La qualité de service de l’aide sociale à l’enfance, compétence des départements mais aussi de la justice, a été mise en cause à plusieurs reprises : en 2009, un rapport de la Cour des comptes, qui reconnaissait l’implication des personnels et la recherche d’une amélioration des méthodes, soulignait l’insuffisance de la maîtrise du « parcours » des enfants recueillis (avec une succession de décisions sans toujours vision de long terme) et le contenu trop flou des « mesures éducatives ». Au moins sur le premier point, la loi du 14 mars 2016 sur la protection de l’enfance a donné au service de nouvelles missions : définir un « projet pour l’enfant » afin de mieux stabiliser des parcours trop souvent chaotiques, veiller aux liens avec les frères et sœurs, enfin préparer les sorties et proposer plus systématiquement un accompagnement après la majorité jusqu’à 21 ans.
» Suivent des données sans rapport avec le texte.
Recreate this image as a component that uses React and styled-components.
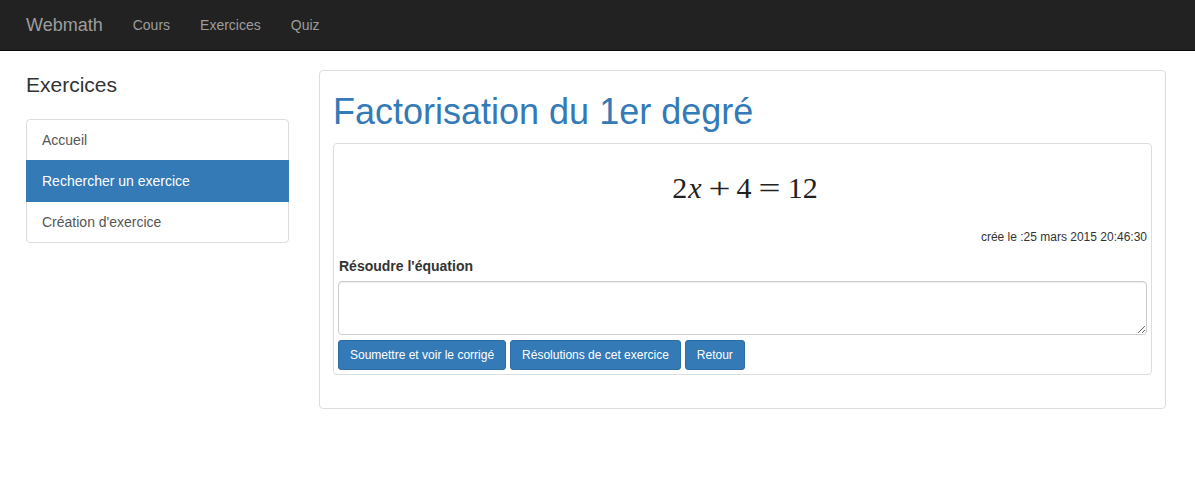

Plus récemment, le Conseil économique, social et environnemental a relevé à nouveau, dans un rapport de juin 2018, les multiples transferts dont sont victimes, lors de leur prise en charge à l’ASE, les enfants, surtout les enfants « difficiles », souffrant de troubles psychiatriques ou de handicaps. En traitant le cas des jeunes recueillis par l’ASE et qui ne bénéficient pas à leur majorité du « contrat jeune majeur » prévu par les textes (de manière facultative, il est vrai), le rapport avait soulevé une véritable émotion : il évoquait l’extrême précarité auquel sont exposés ces jeunes (35 % des SDF de 18 à 24 ans sont d’anciens de l’ASE) et le gaspillage que représente une prise en charge coûteuse qui se termine par une mise à la rue. Il était alors question de légiférer pour rendre obligatoire au moins jusqu’à 21 ans l’aide aux jeunes majeurs. Depuis lors, le gouvernement a décidé d’apporter une autre réponse :  il a décidé de contractualiser avec les départements sur l’application de son plan de lutte contre la pauvreté et il a inclus dans cette contractualisation le cas des jeunes majeurs de l’ASE. Parallèlement, il a confié à la députée qui avait proposé de légiférer sur ce sujet une mission d’approfondissement pour identifier les bonnes pratiques des départements, afin d’inciter tous les départements à les adopter. Le gouvernement a donc, sur ce sujet sensible, choisi l’apaisement et la coopération.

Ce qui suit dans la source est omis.